Für die Bildung einer Gesamtstrafe hat das Gericht in einem ersten Schritt den Strafrahmen für die schwerste Straftat zu bestimmen und alsdann die Einsatzstrafe für diese Tat, unter Einbezug aller straferhöhenden und strafmindernden Umstände, innerhalb dieses Strafrahmens festzusetzen. Bei der Bestimmung des Strafrahmens für die schwerste Straftat ist von der abstrakten Strafandrohung auszugehen (BGE 116 IV 300 E. 2c/bb S. 304; Urteil des Bundesgerichts 6B_681/2013 vom 26. Mai 2014 E. 1.3.1; …). In einem zweiten Schritt hat das Gericht diese Einsatzstrafe unter Einbezug der anderen Straftaten zu einer Gesamtstrafe zu erhöhen, wobei es wiederum den jeweiligen Umständen Rechnung zu tragen hat (BGE 127 IV 101 E. 2b S. 104 mit Hinweis; Urteil 6B_460/2010 vom 4. Februar 2011 E. 3.3.4 mit Hinweis, nicht publ. in: BGE 137 IV 57).

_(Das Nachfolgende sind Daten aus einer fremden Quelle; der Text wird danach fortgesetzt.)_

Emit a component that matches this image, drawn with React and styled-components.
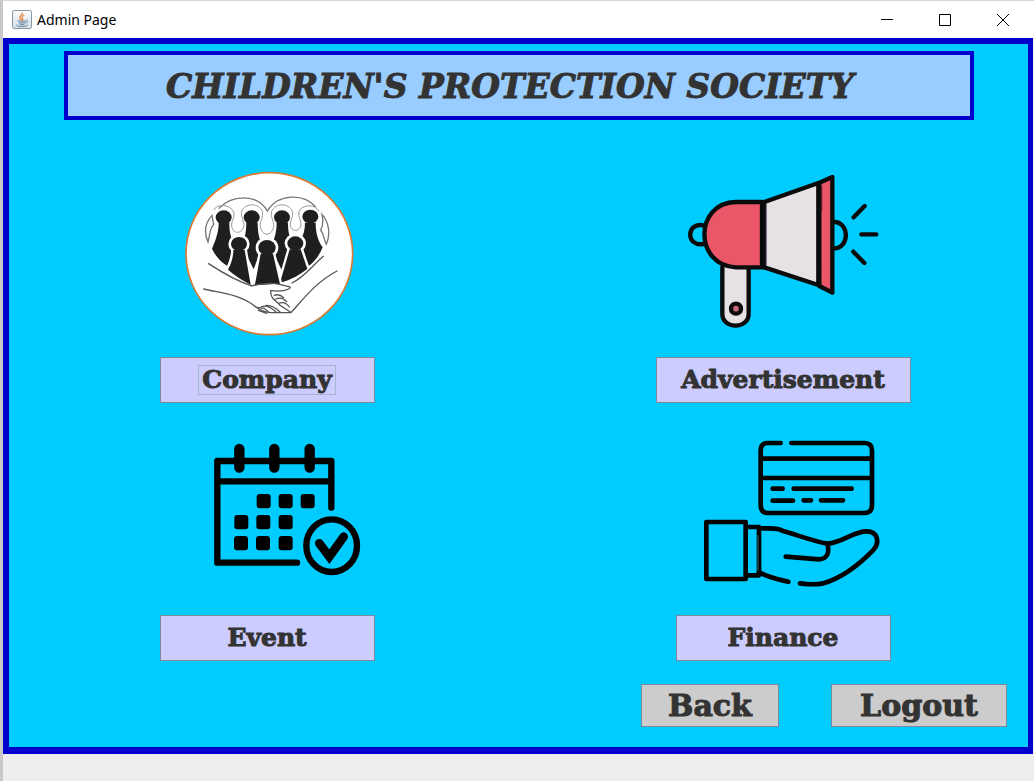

Die Bildung einer Gesamtstrafe im Sinne von Art. 49 Abs. 1 StGB ist indes nur bei gleichartigen Strafen möglich. Ungleichartige Strafen sind kumulativ zu verhängen, da das Asperationsprinzip nur greift, wenn mehrere gleichartige Strafen ausgesprochen werden (BGE 137 IV 57 E. 4.3.1). Geld- und Freiheitsstrafe sind keine gleichartigen Strafen im Sinne von Art. 49 Abs. 1 StGB (BGE 137 IV 57 E. 4.3.1). Das Gericht kann somit auf eine Gesamtfreiheitsstrafe nur erkennen, wenn es im konkreten Fall für jeden einzelnen Normverstoss eine Freiheitsstrafe ausfällen würde (konkrete Methode; BGE 138 IV 120 E. 5.1; 137 IV 249 E. 3.4.2). Dass die anzuwendenden Strafbestimmungen abstrakt gleichartige Strafen vorsehen, genügt nicht (BGE 138 IV 120 E. 5.2) [E. 2.2].